Western Cape Tourist AttractionsDorp Street
Where? Dorp Street, Stellenbosch, Cape Winelands, Western Cape, South Africa
Dorp Street is a particularly delightful, and historically rich, road along which to wander when in Stellenbosch. If you enjoy walking (and who doesn't like to stroll through a country village) then this part of the 'old town' of Stellenbosch with its period buildings is a popular choice.
Oak-lined (settlers in Stellenbosch were asked to plant oak trees wherever they could in town, which is why Stellenbosch was also known as 'oak town'), leafy, and emitting a consistent old-world charm, Dorp Street is a perfect blend of historical buildings, artsy boutiques, museums, galleries, delis, coffee shops and restaurants (The Big Easy, Dorp St Deli and Gino's - off along a side street).

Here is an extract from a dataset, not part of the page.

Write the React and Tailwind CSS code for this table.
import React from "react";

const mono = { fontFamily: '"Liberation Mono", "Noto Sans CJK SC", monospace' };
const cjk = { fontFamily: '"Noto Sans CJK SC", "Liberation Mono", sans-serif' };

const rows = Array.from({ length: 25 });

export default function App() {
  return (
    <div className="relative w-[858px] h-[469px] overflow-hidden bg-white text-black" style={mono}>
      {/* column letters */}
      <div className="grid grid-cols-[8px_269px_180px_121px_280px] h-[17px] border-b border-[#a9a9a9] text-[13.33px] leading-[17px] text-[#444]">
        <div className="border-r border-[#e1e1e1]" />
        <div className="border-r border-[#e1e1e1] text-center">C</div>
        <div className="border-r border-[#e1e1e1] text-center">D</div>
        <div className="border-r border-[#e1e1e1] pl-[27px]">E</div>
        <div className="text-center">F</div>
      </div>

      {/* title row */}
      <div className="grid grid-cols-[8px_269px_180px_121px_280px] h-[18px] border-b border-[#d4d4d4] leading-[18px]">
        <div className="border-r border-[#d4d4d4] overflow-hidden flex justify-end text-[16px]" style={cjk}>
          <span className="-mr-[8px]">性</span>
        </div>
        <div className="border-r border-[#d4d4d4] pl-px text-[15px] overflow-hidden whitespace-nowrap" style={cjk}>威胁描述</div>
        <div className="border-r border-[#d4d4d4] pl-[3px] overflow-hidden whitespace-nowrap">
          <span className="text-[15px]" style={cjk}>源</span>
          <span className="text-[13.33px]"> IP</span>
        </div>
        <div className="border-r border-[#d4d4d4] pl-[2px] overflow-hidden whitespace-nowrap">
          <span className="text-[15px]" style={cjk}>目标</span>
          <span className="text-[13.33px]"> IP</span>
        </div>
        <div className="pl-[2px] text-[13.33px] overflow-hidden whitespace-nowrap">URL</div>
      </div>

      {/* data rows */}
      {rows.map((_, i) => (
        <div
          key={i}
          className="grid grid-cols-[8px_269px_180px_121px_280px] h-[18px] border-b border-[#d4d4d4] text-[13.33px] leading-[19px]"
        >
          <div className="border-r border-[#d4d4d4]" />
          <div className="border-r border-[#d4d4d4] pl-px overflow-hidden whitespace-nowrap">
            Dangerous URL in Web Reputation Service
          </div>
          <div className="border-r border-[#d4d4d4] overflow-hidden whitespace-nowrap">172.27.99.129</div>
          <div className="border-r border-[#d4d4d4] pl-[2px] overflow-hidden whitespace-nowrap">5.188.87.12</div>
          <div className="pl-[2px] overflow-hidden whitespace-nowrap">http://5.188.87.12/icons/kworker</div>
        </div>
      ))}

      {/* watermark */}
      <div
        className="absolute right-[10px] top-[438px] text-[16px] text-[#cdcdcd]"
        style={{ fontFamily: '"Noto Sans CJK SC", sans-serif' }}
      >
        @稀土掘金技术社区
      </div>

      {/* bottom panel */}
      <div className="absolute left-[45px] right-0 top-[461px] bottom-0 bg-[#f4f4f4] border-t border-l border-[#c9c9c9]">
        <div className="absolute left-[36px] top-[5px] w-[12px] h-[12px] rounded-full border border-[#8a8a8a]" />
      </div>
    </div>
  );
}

It isn't just a pretty face, either. Dorp Street has a number of claims to fame. It is one of the longest rows of surviving old buildings of any major town in southern Africa, the second oldest road in the country, and its length is a national monument.

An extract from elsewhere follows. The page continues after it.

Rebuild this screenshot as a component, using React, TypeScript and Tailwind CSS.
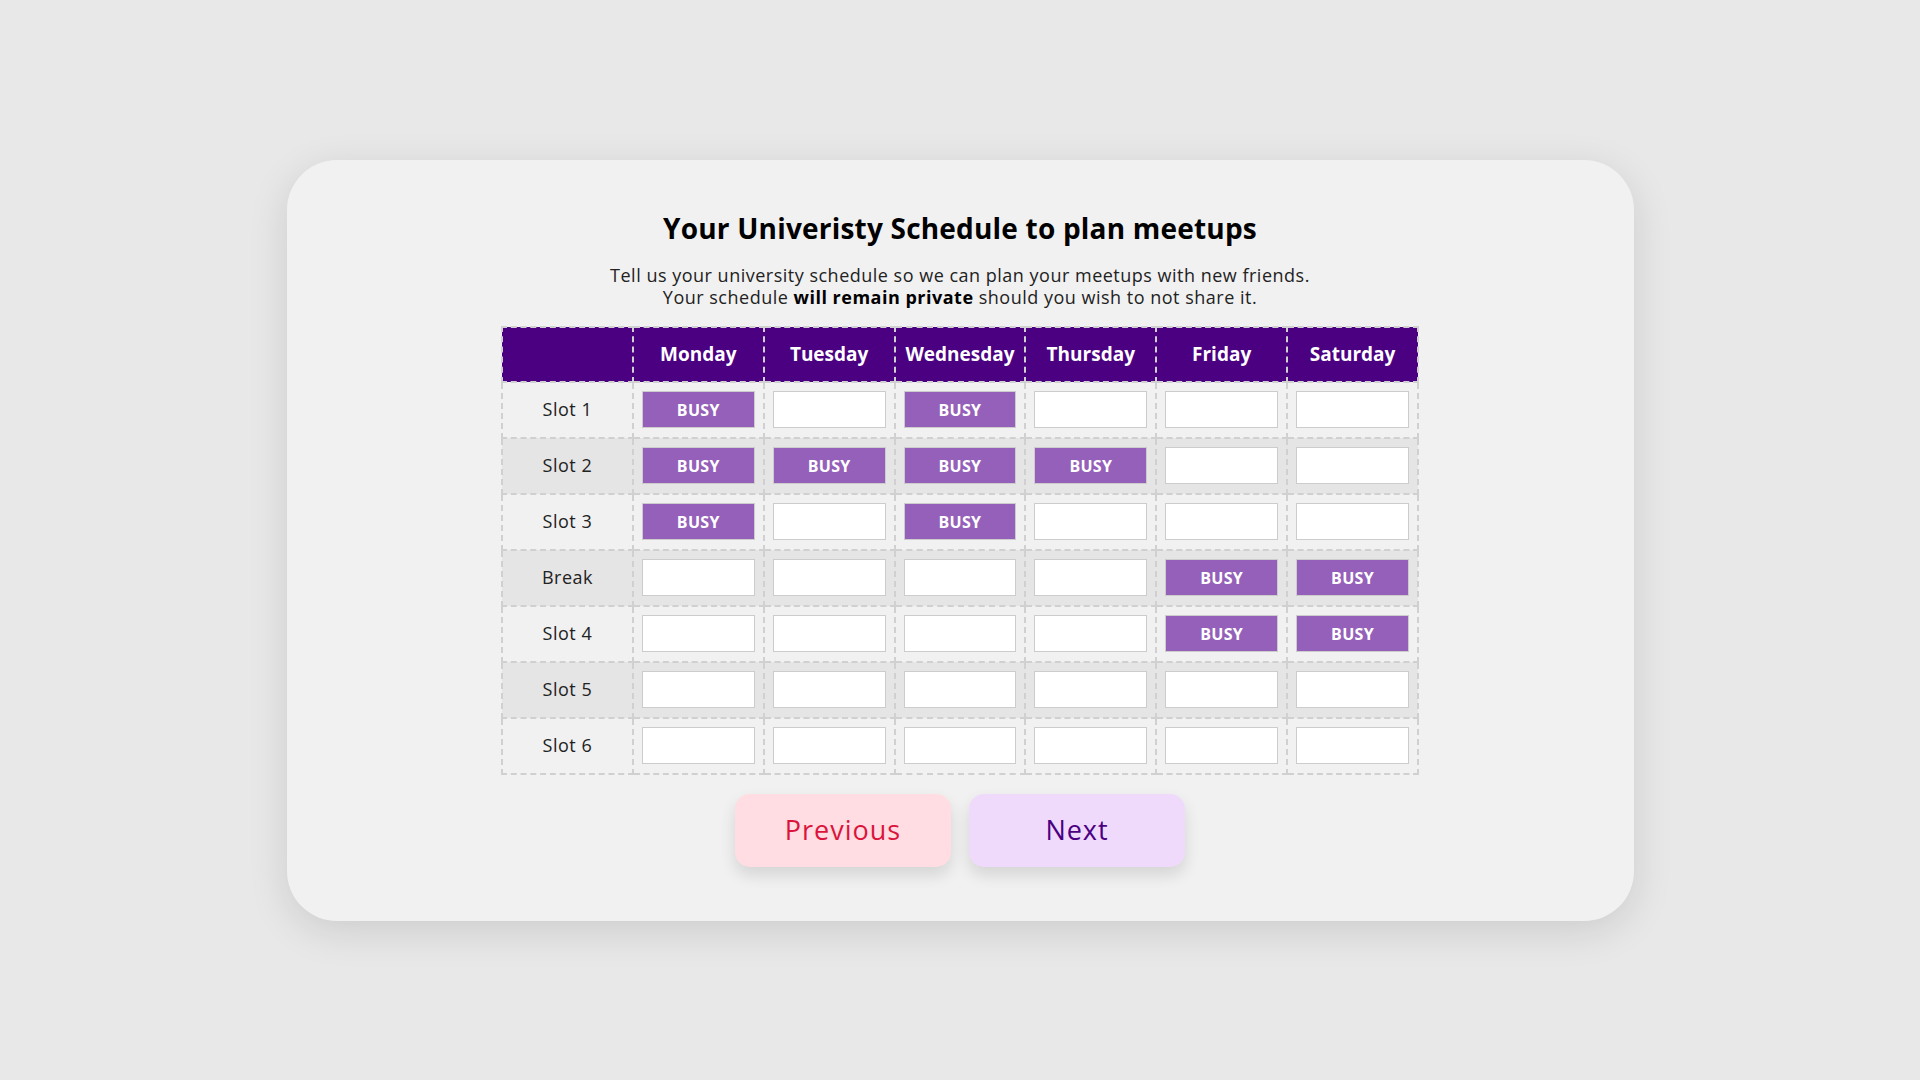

If you trace its history, Dorp Street was originally known simply as 'the wagon road to the Cape' with plots first appearing along its length in 1710. Over the years it accumulated a variety of architectural styles, from Cape Dutch to Victorian, much of which has been recently, and generously, restored.
Buildings worth looking out for include: the Oude Leeskamer (now a guesthouse), the Verbatim Bookstore (a one-time funeral parlour), the university's art gallery (once a Lutheran church designed by Carl Otto Hager), Oom Samie se Winkel, which remains a trading store in the same vein as its original function, the Stellenbosch Hotel, Vredelust Homestead and the Krige Cottages, and La Gratitude - built in 1798 for the minister of the Dutch Reformed Church and described by Herbert Baker as 'the most beautiful domestic architecture in the world' (now the Big Easy wine bar and restaurant owned by Ernie Els).
At the bottom end of Dorp Street, just before the R310, tucked down Stellentia Road, is the more modern (but influenced by period architecture) Rupert Museum with possibly one of the best collections of South African art in the country.